# Suche jemanden der mich wirbt ... (Fast leveling)



## Basher23 (15. Januar 2016)

Hallo zusammen,

 

Nach längerer Abwesenheit will ich wieder mit WoW beginnen, jedoch habe ich den Content bis WoD durch daher intressiert mich dass meist langsame Leveln nicht wirklich.

Daher suche ich jmd der mich auf diesem Wege wirbt.

 

Was ich suche/erwarte:

 

- Allianz

- Aegwynn oder Outland

- Ich werde einen Monk oder Schami spielen (wäre gut wenn du die Rolle des tanks übernimmst zwecks Dungeon Rushing)

- Taschen und Gold für Reiten , desweiteren etwas Startgold (für etwaige Sachen wie Glyphen ect.)

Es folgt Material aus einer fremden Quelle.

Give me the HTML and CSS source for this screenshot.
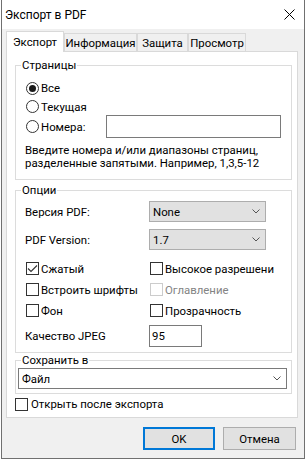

- 2 Sitzer Mount ! (wäre toll, keine Pflicht)

- ZEIT ! (siehe unten)

 

 

Der Punkt Zeit ist mir deshalb sehr wichtig da ich im Schichtbetrieb arbeite, ich habe jeden Montag und Dienstag frei ! Daher möchte ich gerne bereits nächsten Montag (18.01) anfangen und in wenigen Stunden auf 90 sein (Rekord liegt bei ca 7 stunden) (ist also locker machbar !)

Wieviele Chars wir hochziehen ist dir überlassen, bei mir werdens max. 2-3 sein.

 

 

Ich suche also jmd der ab Montag + Dienstag Zeit hat 1 char von 1-90 zu ziehen , starten würde ich gerne am Montag in der Früh (ab 7 Uhr)

Wir können auch gerne TS benutzen, ist jedoch keine Pflicht.

 

Falls ich dein intresse geweckt habe und du die obrigen Punkte zu 100% erfüllst, kannst dich gerne per PN melden !

Für etwaige Fragen bitte comments

 

greez

euer Basher


----------



## Itsdeathadder (16. Januar 2016)

Hab dir ne Nachricht geschrieben würde mich freuen wenn du Antwortest.


----------